Mathematics skills and the confidence in using them are vitally important in modern life and the BDA is committed to ensuring that those that struggle with learning and using mathematics are given the support they need.
The British Dyslexia Association Dyscalculia and Maths Difficulties Committee has been working on a definition of dyscalculia that can be easily accessible for everyone. This definition states:
Developmental Dyscalculia is a specific and persistent difficulty in understanding arithmetic and basic number sense. It may also affect retrieval of number facts and key procedures, fluent calculation, and interpreting numerical information. It is diverse in character and occurs across all ages and abilities.

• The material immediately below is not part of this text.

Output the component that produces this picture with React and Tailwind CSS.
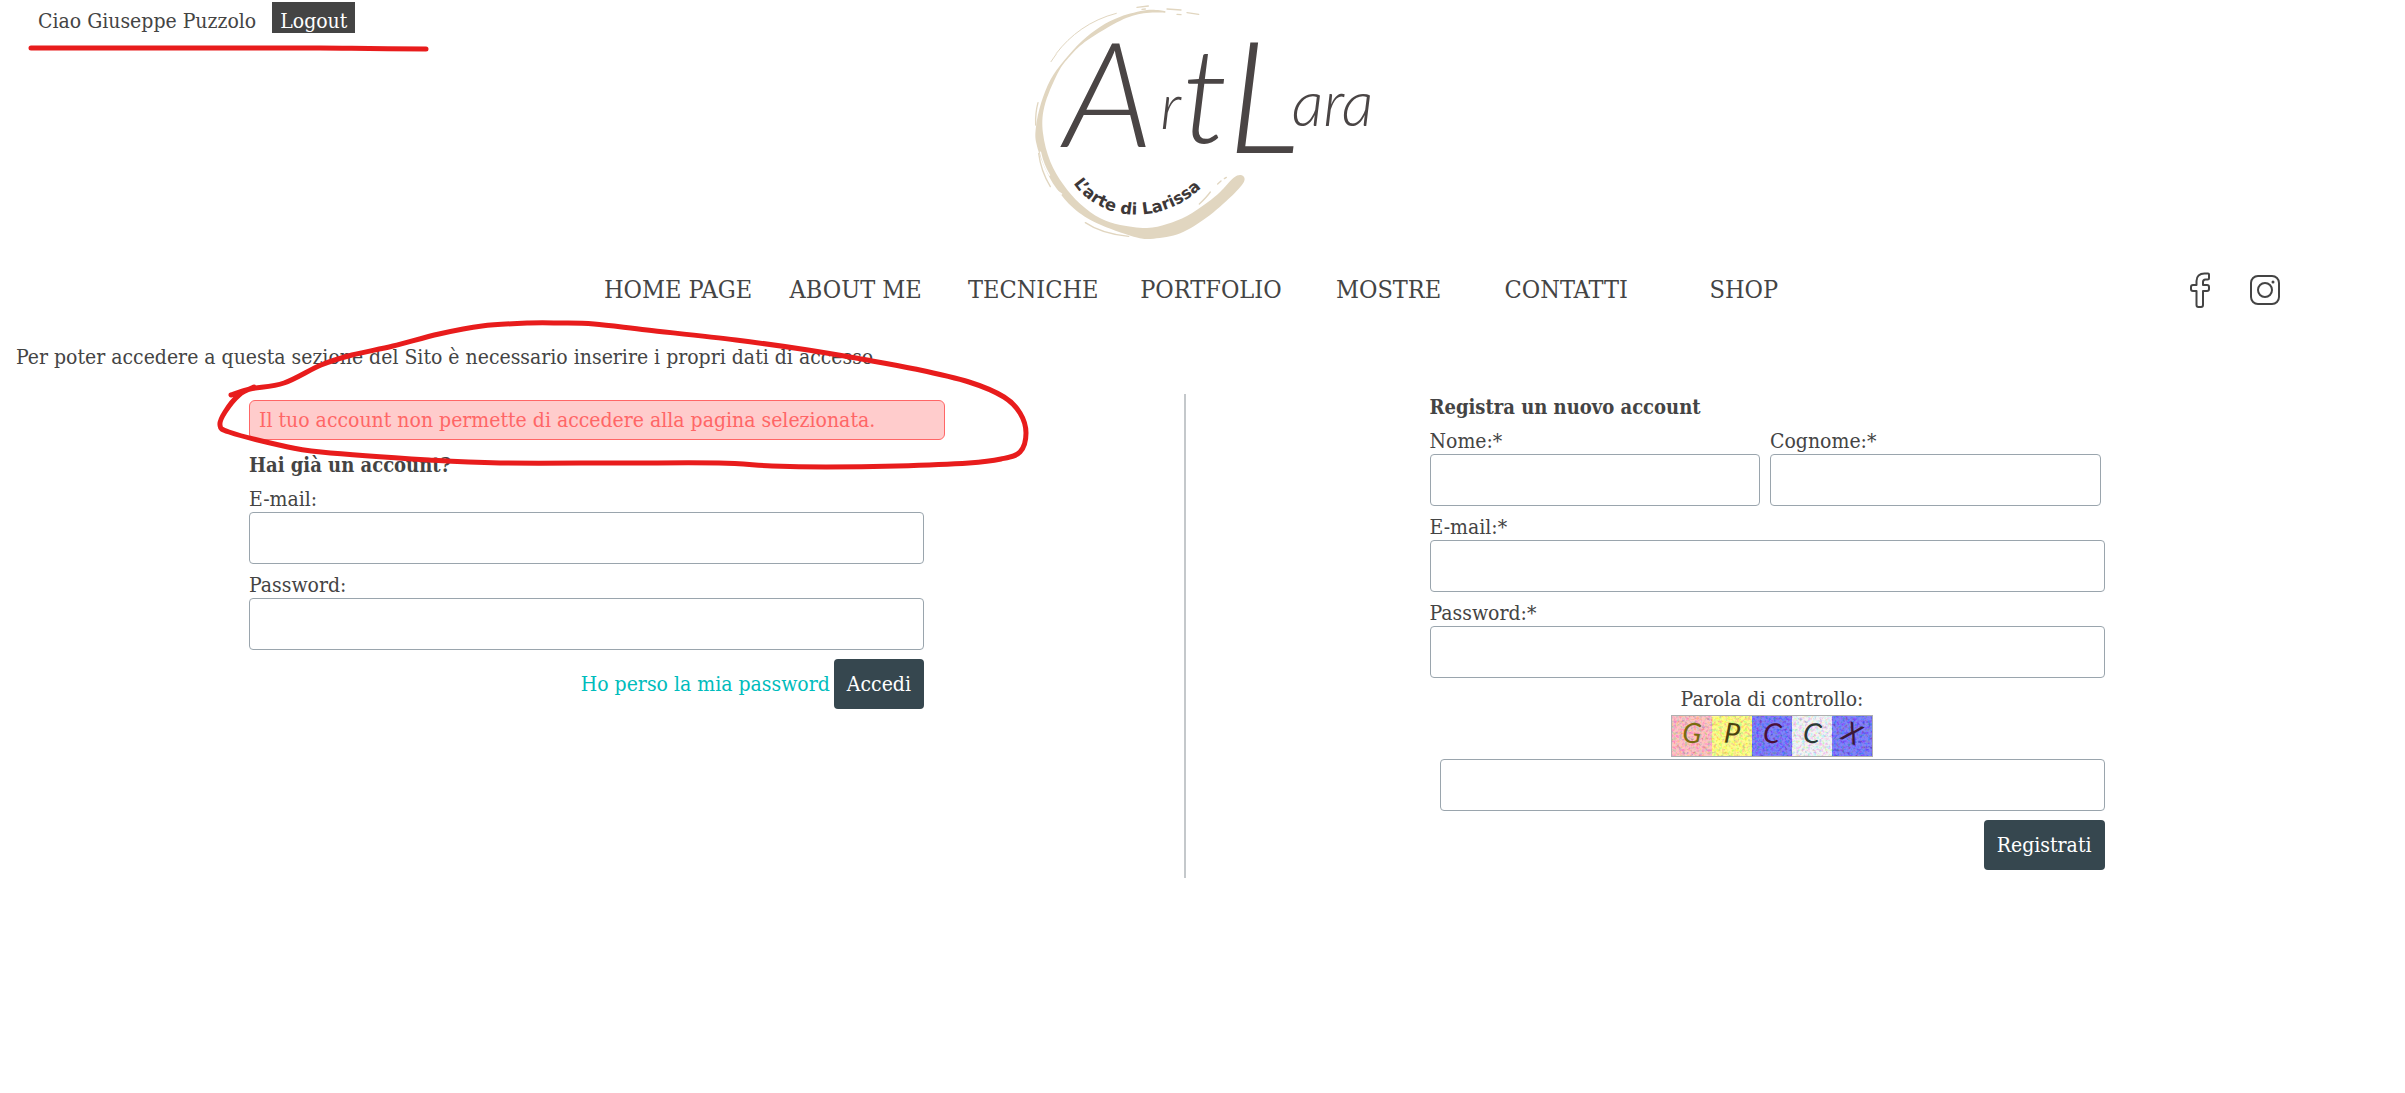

Dyscalculia is an unexpected difficulty in Maths that cannot be explained by external factors.
Mathematics difficulties are best thought of as a continuum, not a distinct category, with dyscalculia at the extreme end of this continuum. It should be expected that Developmental Dyscalculia will be distinguishable from general mathematical difficulties due to the severity of difficulties with symbolic and non-symbolic magnitude, number sense and subitising.
Developmental Dyscalculia can often co-occur with other specific learning difficulties, such as dyslexia, dyspraxia, and attention deficit hyperactivity disorder.